Disney technicians would continue to develop and advance their use of the Technicolor process. By the end of the 1930s, they had developed a successive exposure (SE) system that would not only define one of the key Disney aesthetics, it would preserve the artwork and save Disney studios from costly restorations in the years to come. In their book, Before Ever After, Don Hahn and Tracey Miller-Zarneke describe the process:
The SE process photographed the artwork three times through yellow, cyan, and magenta filters onto a single strip of black-and-white-film. The system afforded art directors complete control in the lab over each color record, and subsequent reprints of the film even decades later would not be subject to fading or deterioration in the way that some other color stocks would.
Color, color everywhere
In 1961 Disney took his TV show Walt Disney Presents (formerly Walt Disney’s Disneyland) from ABC to NBC, renamed it Walt Disney’s Wonderful World of Color and introduced the beloved Professor Ludwig Von Drake (voiced by Disney staple, Paul Frees). NBC’s get was huge and they used the program to sell RCA color TVs—painfully evident in the episode—but like most Disney’s product, they remain entertaining and inventive while shilling for the man.
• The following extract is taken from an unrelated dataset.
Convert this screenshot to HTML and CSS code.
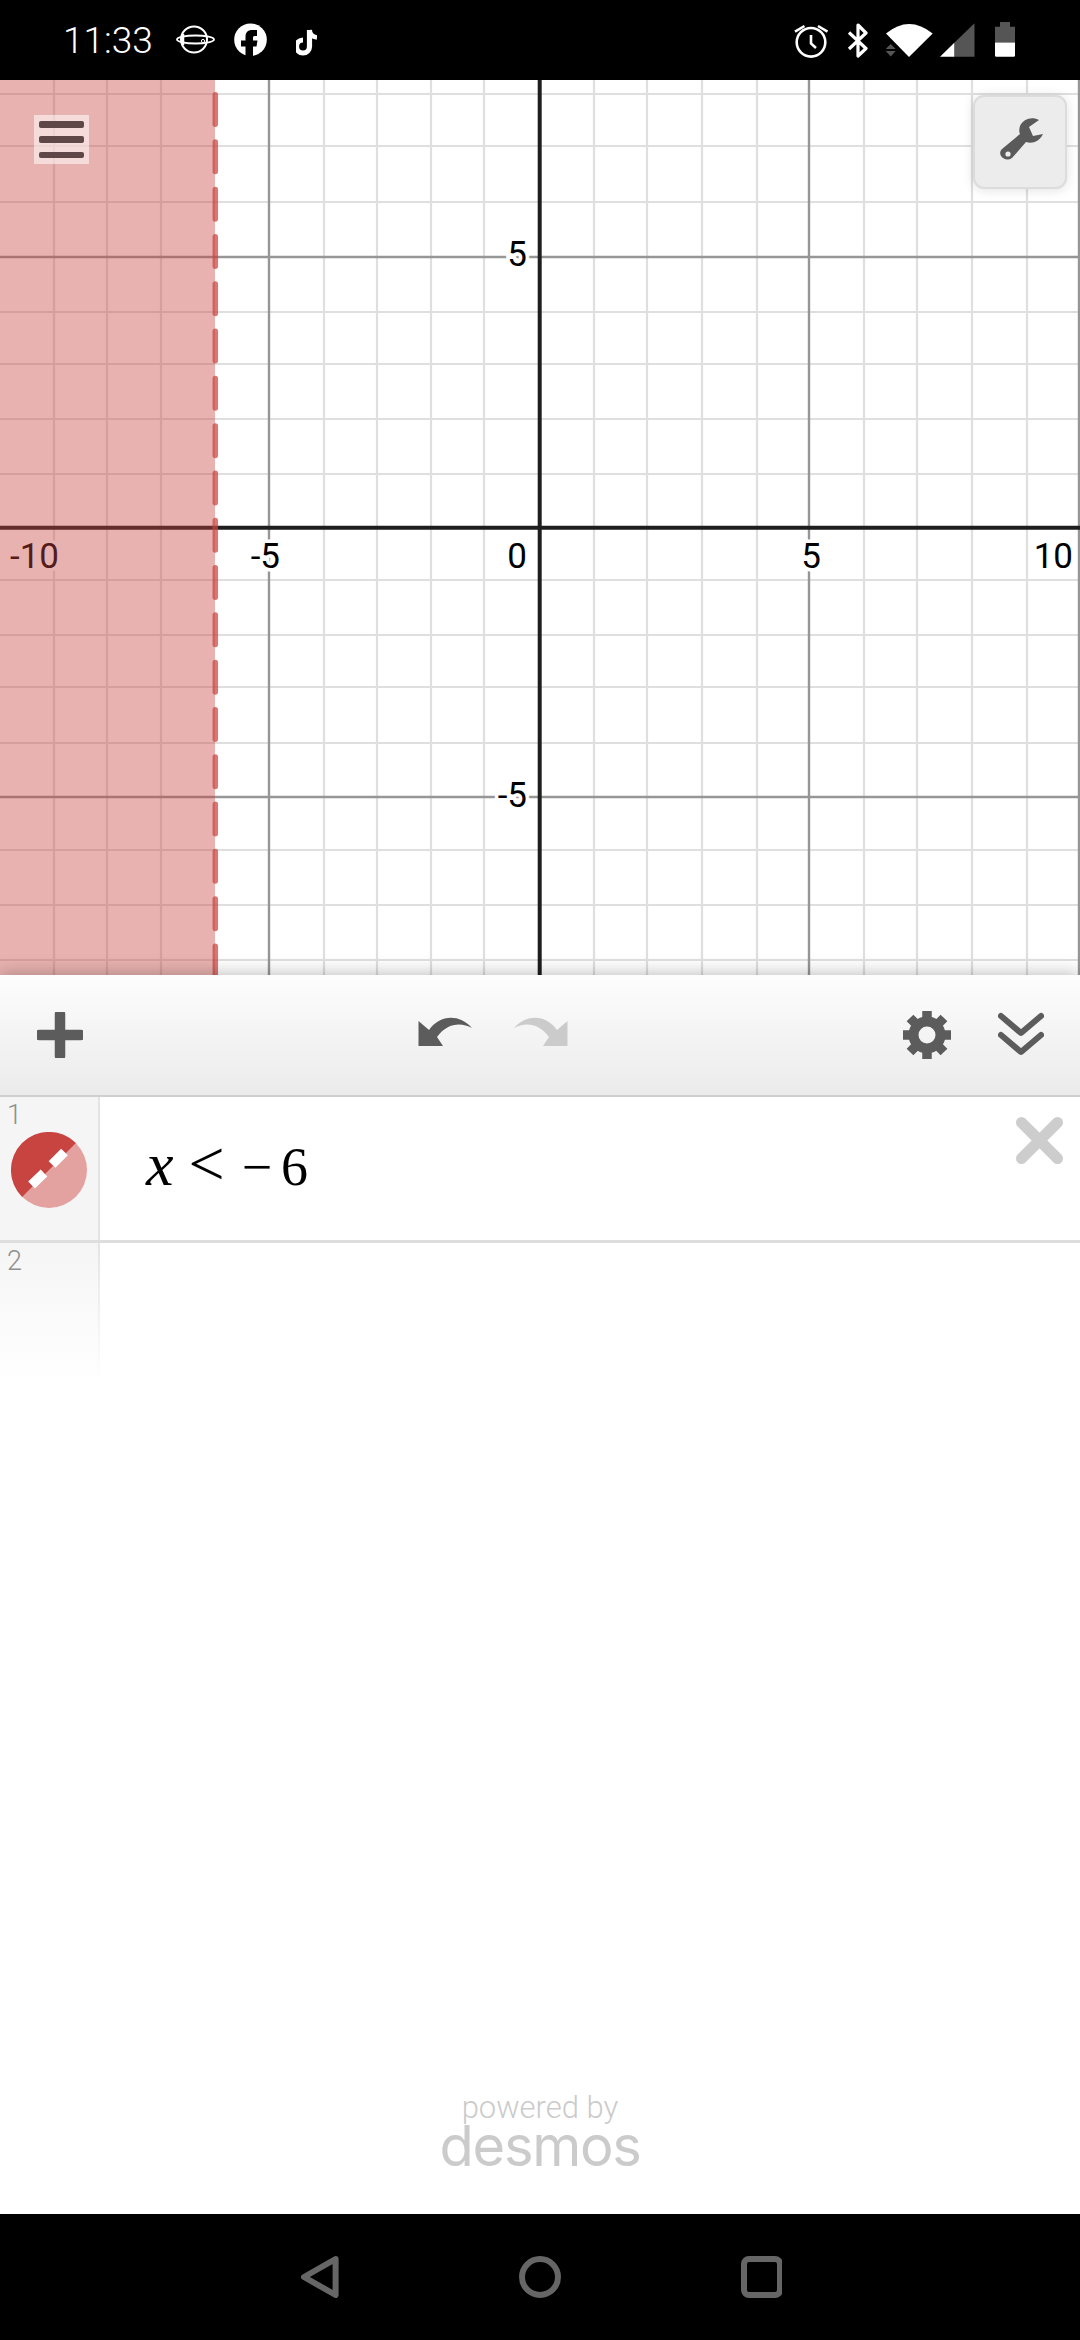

Animator Ward Kimball was brought in to work on Von Drake and the result is a bubbling, maniac character with quips a plenty, and a complete irreverence to the commercial aspect of the program. Not to mention Donald Duck’s segment in Mathmagic Land, which stands the test of time as one of the best shorts produced by the animation staff. The 50-minute program begins at 1:15 a.m. EDT.
Treasures from the Disney Vault conclude with two live-action features unseen by this reporter: Hot Lead and Cold Feet, 1978 (2:15 a.m. EDT) and Trenchcoat, 1983 (4:00 a.m. EDT), the latter starring Margot Kidder. Better clear out some space in the DVR.